(10-19-2014, 06:34 PM)Bumo Wrote: That's really interesting. Looking at the prosperity of the three city-states, you'd assume the literacy rates would be high, at least within the cities proper. Low literacy rates would imply that there is no compulsory education system; any kind of tutoring then would depend on wealth and social status. Books themselves would be expensive because of this as well--if you look at the cost of books in England during the Middle Ages, where education was primarily for nobility, it would take nearly a decade for an average craftsman to earn enough wages to purchase a book.A great deal of why books were so expensive and rare though is because of how they were created. Printing presses changed that and by the 18th century and 19th century books and especially novellas became so easy to obtain that in many cities around London books could be borrowed on an honor system (I can't remember what they called those kind of bookstores though - they weren't quite libraries since they mostly dealt in cheap penny-novels that were primarily fiction).

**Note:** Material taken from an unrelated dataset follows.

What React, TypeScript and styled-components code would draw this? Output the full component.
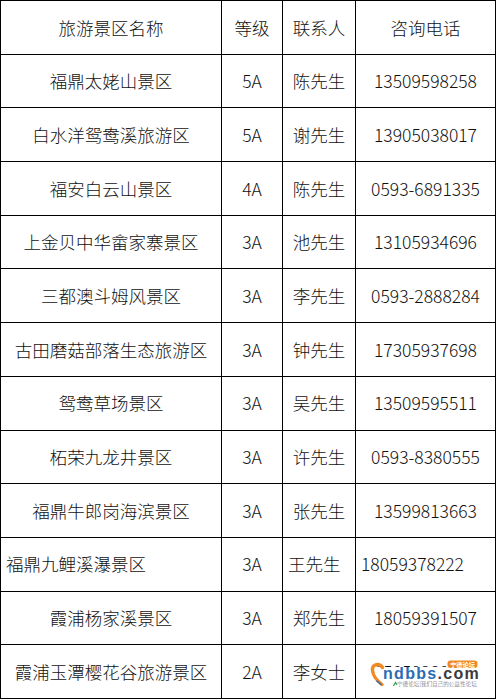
import React from "react";
import styled, { createGlobalStyle } from "styled-components";

const Global = createGlobalStyle`
  html, body { margin: 0; padding: 0; background: #ffffff; }
  body { font-family: "Noto Sans CJK SC", "Noto Sans", sans-serif; }
`;

const Table = styled.div`
  width: 496px;
  display: grid;
  grid-template-columns: 221px 61px 73px 140px;
  grid-auto-rows: 53.7px;
  border-top: 1px solid #000;
  border-left: 1px solid #000;
  box-sizing: border-box;
  background: #fff;
`;

const Cell = styled.div<{ $align?: "left" | "center" }>`
  position: relative;
  display: flex;
  align-items: center;
  justify-content: ${(p) => (p.$align === "left" ? "flex-start" : "center")};
  padding-left: ${(p) => (p.$align === "left" ? "5px" : "0")};
  border-right: 1px solid #000;
  border-bottom: 1px solid #000;
  font-family: "Noto Sans CJK SC", "Noto Sans", sans-serif;
  font-weight: 300;
  font-size: 17.5px;
  line-height: 1;
  color: #111;
  white-space: nowrap;
  overflow: visible;
`;

const Watermark = styled.svg`
  position: absolute;
  left: 10px;
  top: 14px;
  width: 120px;
  height: 30px;
  overflow: visible;
`;

type Row = {
  name: string;
  level: string;
  contact: string;
  phone: string;
  left?: boolean;
  mark?: boolean;
};

const rows: Row[] = [
  { name: "福鼎太姥山景区", level: "5A", contact: "陈先生", phone: "13509598258" },
  { name: "白水洋鸳鸯溪旅游区", level: "5A", contact: "谢先生", phone: "13905038017" },
  { name: "福安白云山景区", level: "4A", contact: "陈先生", phone: "0593-6891335" },
  { name: "上金贝中华畲家寨景区", level: "3A", contact: "池先生", phone: "13105934696" },
  { name: "三都澳斗姆风景区", level: "3A", contact: "李先生", phone: "0593-2888284" },
  { name: "古田磨菇部落生态旅游区", level: "3A", contact: "钟先生", phone: "17305937698" },
  { name: "鸳鸯草场景区", level: "3A", contact: "吴先生", phone: "13509595511" },
  { name: "柘荣九龙井景区", level: "3A", contact: "许先生", phone: "0593-8380555" },
  { name: "福鼎牛郎岗海滨景区", level: "3A", contact: "张先生", phone: "13599813663" },
  { name: "福鼎九鲤溪瀑景区", level: "3A", contact: "王先生", phone: "18059378222", left: true },
  { name: "霞浦杨家溪景区", level: "3A", contact: "郑先生", phone: "18059391507" },
  { name: "霞浦玉潭樱花谷旅游景区", level: "2A", contact: "李女士", phone: "15059380800", mark: true },
];

function Logo() {
  return (
    <Watermark viewBox="0 0 120 30">
      <rect x="0" y="8" width="120" height="22" fill="#ffffff" />
      <path
        d="M16.5 8.5 C13.5 4, 6 4.5, 6.5 11.5 C7 17.5, 11.5 22, 16 25.5"
        fill="none"
        stroke="#f08a24"
        strokeWidth="3.4"
        strokeLinecap="round"
      />
      <path d="M11 22 L15 25.5" stroke="#2c6db3" strokeWidth="1.6" strokeLinecap="round" />
      <text
        x="17"
        y="19.5"
        fontFamily="'Liberation Sans', Arial, sans-serif"
        fontWeight="700"
        fontSize="16"
        letterSpacing="1.3"
      >
        <tspan fill="#2b6cb4">ndbbs</tspan>
        <tspan fill="#3a3a3a">.com</tspan>
      </text>
      <rect x="81.5" y="1.5" width="30" height="7.5" rx="3" fill="#f08a24" />
      <text
        x="96.5"
        y="7.6"
        textAnchor="middle"
        fontFamily="'Noto Sans CJK SC', sans-serif"
        fontSize="6.2"
        fontWeight="700"
        fill="#ffffff"
      >
        宁德论坛
      </text>
      <path d="M27.5 27 L29.5 23.5 L31 26" stroke="#3a9a4a" strokeWidth="1.2" fill="none" />
      <text
        x="31"
        y="27.3"
        fontFamily="'Noto Sans CJK SC', sans-serif"
        fontSize="5.6"
        fill="#4a4a5a"
      >
        宁德论坛|我们自己的公益性论坛
      </text>
    </Watermark>
  );
}

export default function App() {
  return (
    <>
      <Global />
      <Table>
        <Cell>旅游景区名称</Cell>
        <Cell>等级</Cell>
        <Cell>联系人</Cell>
        <Cell>咨询电话</Cell>
        {rows.map((r, i) => (
          <React.Fragment key={i}>
            <Cell $align={r.left ? "left" : "center"}>{r.name}</Cell>
            <Cell>{r.level}</Cell>
            <Cell $align={r.left ? "left" : "center"}>{r.contact}</Cell>
            <Cell $align={r.left ? "left" : "center"}>
              {r.phone}
              {r.mark && <Logo />}
            </Cell>
          </React.Fragment>
        ))}
      </Table>
    </>
  );
}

Given the blend of genres that have always defined the FF series, I would be willing to pay good money in betting that Eorzea has printing presses: they have guns, astrological equipment, and steamworks afterall, and I believe newspapers have been mentioned before (though I might be mistake). This would tell me that books are more common-place than compared to real-life medieval Europe.
At the same time, though, if there is no formal education system then it makes perfect sense that most Eorzeans are still illiterate: it's simply an uneven distribution of education rather than wealth, and for the working civilian, much like it was for much of human history, knowing how to read doesn't help you put food on the table so it isn't something a lot of common folk bother to learn. Despite the presence of machinery and technology, Eorzea still seems to be a mishmash of technological periods that never quite reach the Industrial Revolution, thus the city-states remain largely agrarian and why perhaps education is still not widespread.
Quote:It's interesting to think of from a character point of view; coming from a literate society in real life, where there is a formal education system, most people probably automatically assume that their characters can read, unless they want it to be a notable part of their background that they can't. But that bit of lore says that most people in Eorzea can't read, and so people whose professions or social standing didn't demand learning letters probably don't know how.
This is a common issue with the Fantasy genre in general: people can't or don't want to wrap their minds around living standards and paradigms that do not mirror the present, industrial world. It's why so much of the genre itself has become diluted with an over abundance of easy-living high fantasy versus the gritty hardships of low fantasy (I'm more of a low-fantasy kinda man myself).